Dass dieses oder jenes Gebiet ein Land der Kontraste sei, ist eine gern gebrauchte Formel, die wenig aussagt, denn man wird kaum eines finden, das nicht in irgendeiner Form von glücklichen Gegensätzen geprägt wäre. Zu diesen raren Ausnahmen zählt die Loire. In ihrem Herrschaftsbereich sind die Übergänge ebenso sanft fließend wie der Fluß selbst, und anstelle von Gegensätzen herrscht Gesetztheit. Von Sancerre bis zur Gegend um Nantes prägt Frankreichs längster Strom mit seinen zahlreichen Zuflüssen schmucke Bilderbuchlandschaften durch seine milde Lebensart. Dunkelgrüne, fette Wiesen, goldene Ernten, mattsilbrig schimmernde Kalkhänge, wildreiches Dickicht, das Spiegelbild der Weiden im Graben eines Schlosses – alles verströmt ruhigen Wohlstand.

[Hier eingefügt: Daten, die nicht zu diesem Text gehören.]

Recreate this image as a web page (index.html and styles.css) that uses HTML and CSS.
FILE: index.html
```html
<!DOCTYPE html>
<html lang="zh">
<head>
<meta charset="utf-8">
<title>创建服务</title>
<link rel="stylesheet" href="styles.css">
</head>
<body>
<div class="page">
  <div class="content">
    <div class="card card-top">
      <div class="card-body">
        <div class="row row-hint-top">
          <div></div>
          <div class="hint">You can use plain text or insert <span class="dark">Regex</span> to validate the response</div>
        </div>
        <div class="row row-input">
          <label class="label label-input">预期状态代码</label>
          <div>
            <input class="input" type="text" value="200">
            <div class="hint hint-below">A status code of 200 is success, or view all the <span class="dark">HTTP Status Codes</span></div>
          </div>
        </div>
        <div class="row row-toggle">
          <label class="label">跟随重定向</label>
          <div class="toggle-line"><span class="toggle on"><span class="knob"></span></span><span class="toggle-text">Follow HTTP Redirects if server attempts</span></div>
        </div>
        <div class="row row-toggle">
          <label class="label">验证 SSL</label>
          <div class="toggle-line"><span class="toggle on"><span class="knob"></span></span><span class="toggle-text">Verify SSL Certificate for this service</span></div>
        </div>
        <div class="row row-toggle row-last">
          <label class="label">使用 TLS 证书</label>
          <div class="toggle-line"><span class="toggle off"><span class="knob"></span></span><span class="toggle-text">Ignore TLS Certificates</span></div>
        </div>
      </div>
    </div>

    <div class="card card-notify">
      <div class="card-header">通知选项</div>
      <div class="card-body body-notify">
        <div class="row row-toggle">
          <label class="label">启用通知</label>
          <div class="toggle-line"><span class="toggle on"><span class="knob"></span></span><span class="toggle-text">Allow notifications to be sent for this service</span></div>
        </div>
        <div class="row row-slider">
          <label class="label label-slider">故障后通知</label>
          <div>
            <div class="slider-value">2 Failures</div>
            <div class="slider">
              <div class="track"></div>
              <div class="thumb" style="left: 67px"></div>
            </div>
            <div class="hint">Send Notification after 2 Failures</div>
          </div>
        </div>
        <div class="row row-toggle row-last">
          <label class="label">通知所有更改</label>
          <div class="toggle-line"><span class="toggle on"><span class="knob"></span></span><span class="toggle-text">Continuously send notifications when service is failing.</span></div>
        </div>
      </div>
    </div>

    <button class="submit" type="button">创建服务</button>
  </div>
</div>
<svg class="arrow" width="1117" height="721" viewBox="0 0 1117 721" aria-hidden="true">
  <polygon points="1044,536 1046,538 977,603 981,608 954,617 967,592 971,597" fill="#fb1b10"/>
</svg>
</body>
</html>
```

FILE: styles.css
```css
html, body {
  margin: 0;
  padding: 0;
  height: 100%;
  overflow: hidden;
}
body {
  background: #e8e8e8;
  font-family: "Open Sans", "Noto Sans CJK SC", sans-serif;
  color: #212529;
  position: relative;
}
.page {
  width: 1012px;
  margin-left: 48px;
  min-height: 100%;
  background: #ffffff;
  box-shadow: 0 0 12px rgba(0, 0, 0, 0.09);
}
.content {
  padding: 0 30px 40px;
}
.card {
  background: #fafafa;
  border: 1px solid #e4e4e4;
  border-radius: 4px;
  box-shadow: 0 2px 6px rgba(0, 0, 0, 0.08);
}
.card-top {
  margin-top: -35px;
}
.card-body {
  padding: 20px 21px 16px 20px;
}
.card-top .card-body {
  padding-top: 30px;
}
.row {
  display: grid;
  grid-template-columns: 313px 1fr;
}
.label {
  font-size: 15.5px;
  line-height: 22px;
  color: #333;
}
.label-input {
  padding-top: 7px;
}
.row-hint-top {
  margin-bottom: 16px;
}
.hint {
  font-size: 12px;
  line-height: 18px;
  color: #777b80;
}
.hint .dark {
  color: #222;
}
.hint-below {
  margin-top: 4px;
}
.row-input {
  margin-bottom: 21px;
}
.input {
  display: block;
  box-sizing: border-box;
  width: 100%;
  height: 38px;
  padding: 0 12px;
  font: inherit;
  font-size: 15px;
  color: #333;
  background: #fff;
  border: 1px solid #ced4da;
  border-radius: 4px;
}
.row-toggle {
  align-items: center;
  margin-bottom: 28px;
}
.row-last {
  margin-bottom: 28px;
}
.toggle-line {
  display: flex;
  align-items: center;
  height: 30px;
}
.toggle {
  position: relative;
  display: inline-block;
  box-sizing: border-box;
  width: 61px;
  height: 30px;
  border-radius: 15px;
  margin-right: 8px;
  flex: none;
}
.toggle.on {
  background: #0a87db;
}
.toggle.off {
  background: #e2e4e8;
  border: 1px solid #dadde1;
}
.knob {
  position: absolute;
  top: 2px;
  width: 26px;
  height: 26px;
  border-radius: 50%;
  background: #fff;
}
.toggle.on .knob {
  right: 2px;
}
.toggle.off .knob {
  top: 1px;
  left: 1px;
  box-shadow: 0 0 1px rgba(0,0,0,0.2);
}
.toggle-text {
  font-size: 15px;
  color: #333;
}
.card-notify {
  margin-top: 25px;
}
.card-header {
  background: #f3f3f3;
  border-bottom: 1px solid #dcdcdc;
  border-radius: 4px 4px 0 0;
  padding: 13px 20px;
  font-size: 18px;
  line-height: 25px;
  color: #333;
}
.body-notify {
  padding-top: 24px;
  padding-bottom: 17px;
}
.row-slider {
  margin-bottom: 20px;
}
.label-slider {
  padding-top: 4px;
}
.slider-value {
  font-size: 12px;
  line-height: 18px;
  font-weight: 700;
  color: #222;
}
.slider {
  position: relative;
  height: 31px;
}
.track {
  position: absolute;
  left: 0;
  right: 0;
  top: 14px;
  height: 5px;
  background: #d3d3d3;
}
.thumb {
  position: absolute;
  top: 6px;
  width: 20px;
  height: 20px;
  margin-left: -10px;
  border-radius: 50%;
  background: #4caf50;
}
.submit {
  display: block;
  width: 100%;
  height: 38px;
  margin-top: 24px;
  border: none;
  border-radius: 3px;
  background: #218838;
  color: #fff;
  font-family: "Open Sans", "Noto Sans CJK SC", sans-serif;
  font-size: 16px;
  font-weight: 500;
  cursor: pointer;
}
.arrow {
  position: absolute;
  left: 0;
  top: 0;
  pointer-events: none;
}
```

Mit der düsteren Beauce im Norden, dem kargen Massif Central im Süden, der Bretagne im Westen und Burgund im Osten ist die Loire vielen Einflüssen ausgesetzt, gibt ihnen aber dank ihrer standhaften Persönlichkeit nicht nach. Auch wenn die Franzosen den gewissen Unterschied nicht immer leicht erkennen – der Fremde bemerkt augenblicklich den typischen Duft von Harmonie und edlem Genuß, diesen Duft des alten Frankreich, den sich schon die Könige gern um die Nase wehen ließen. Die Seine ist pariserisch, Rhône und Garonne stehen für den Süden, die Loire aber ist der französische Strom schlechthin. Es gibt das Frankreich südlich der Loire, das Frankreich nördlich der Loire, und es gibt die Loire: sie fließt genau durch das Herz des Landes, und ihre Anwohner sprechen das reinste Französisch.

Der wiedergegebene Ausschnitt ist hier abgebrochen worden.